Former President of the Catalan regional Government Artur Mas, center, waves to the crowd as he arrives next to former education minister Irene Rigaua, left, and former Vice-president Joana Ortega at the Catalonia's high court in Barcelona, Spain, Monday, Feb. 6, 2017. Thousands took the streets of Barcelona Monday to accompany three Catalan politicians, including a former regional president, as they walked to a high court where they face charges for disobeying a Constitutional order two years ago banning a vote on the region’s independence. (AP Photo/Manu Fernandez)

Former Catalonia regional government chief Artur Mas is facing a two-year ban from holding public office for going ahead with a vote on the region's independence from Spain despite a ruling against it.
A Barcelona judge also required him to pay a fine of 36,500 euro (£31,800) and disqualified two of his aides, former regional vice president Joana Ortega and education councillor Irene Rigau, from politics for 21 and 18 months respectively.
The three former officials will appeal against the ban to the Supreme Court and are prepared to take the case to European courts, said Mas in remarks following the verdict adding that he does not trust justice in the country.
"In Spain, the law is not the same for everybody. This is a lie, this is not true," he said during a news conference in Barcelona, flanked by Ortega and Rigau.
"We have been condemned for defending ideas that are not liked," Mas said, adding that the trio had no regrets and would do "exactly the same" once again.

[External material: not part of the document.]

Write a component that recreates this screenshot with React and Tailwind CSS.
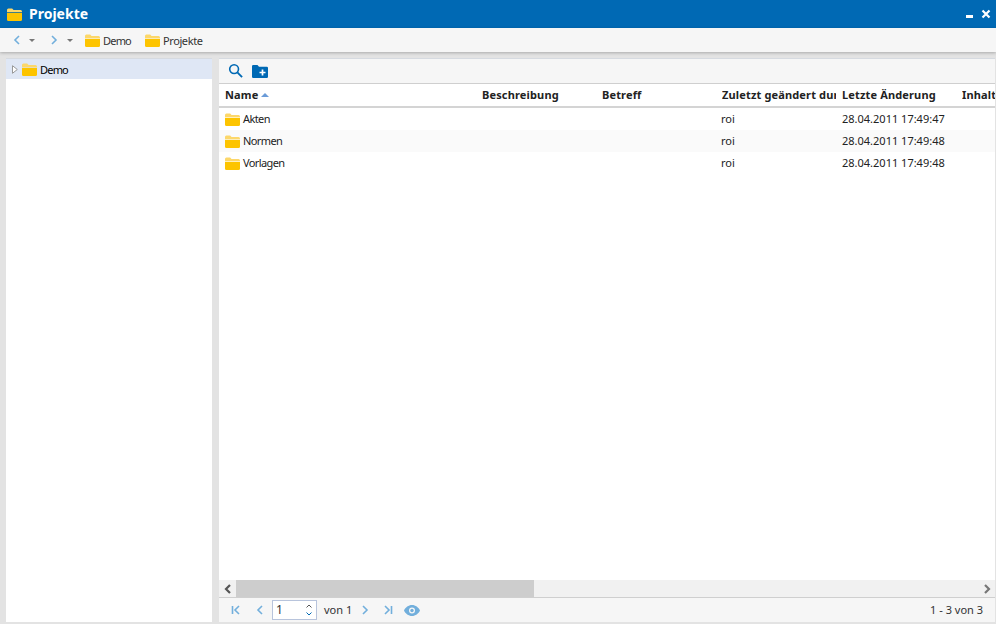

The central government declined to comment, but told Spanish public broadcaster TVE that it respected the court's decision.
Monday's sentence said that Mas disobeyed Spain's Constitutional Court when he gathered support from thousands of volunteers to install voting stations in public schools.
Ortega and Rigau were "necessary aides" in organising the vote, the court said.
It found the three of them not guilty of administrative wrongdoing, as prosecutors had initially asked for.
Polls consistently show that Catalans who want to break from Spain are a minority among the wealthy north-eastern region's 7.5 million inhabitants, although the ranks of those who do want a vote on separation have been swelling since the 2008 economic crisis.
Carles Puigdemont, who succeeded Mas in the regional government, criticised the court's decision and compared it with Monday's announcement by Scottish First Minister Nicola Sturgeon that she would seek authority for a new referendum on the independence of Scotland.
"What a difference with consolidated and healthy democracies," Mr Puigdemont tweeted.
His coalition government of separatist parties has announced plans to hold a new referendum before the end of September, although central authorities in Madrid have said that such a vote will also be illegal.
"What the Spanish judiciary has condemned today will be repealed by the Catalan people in a referendum to be held later this year," Mr Puigdemont said.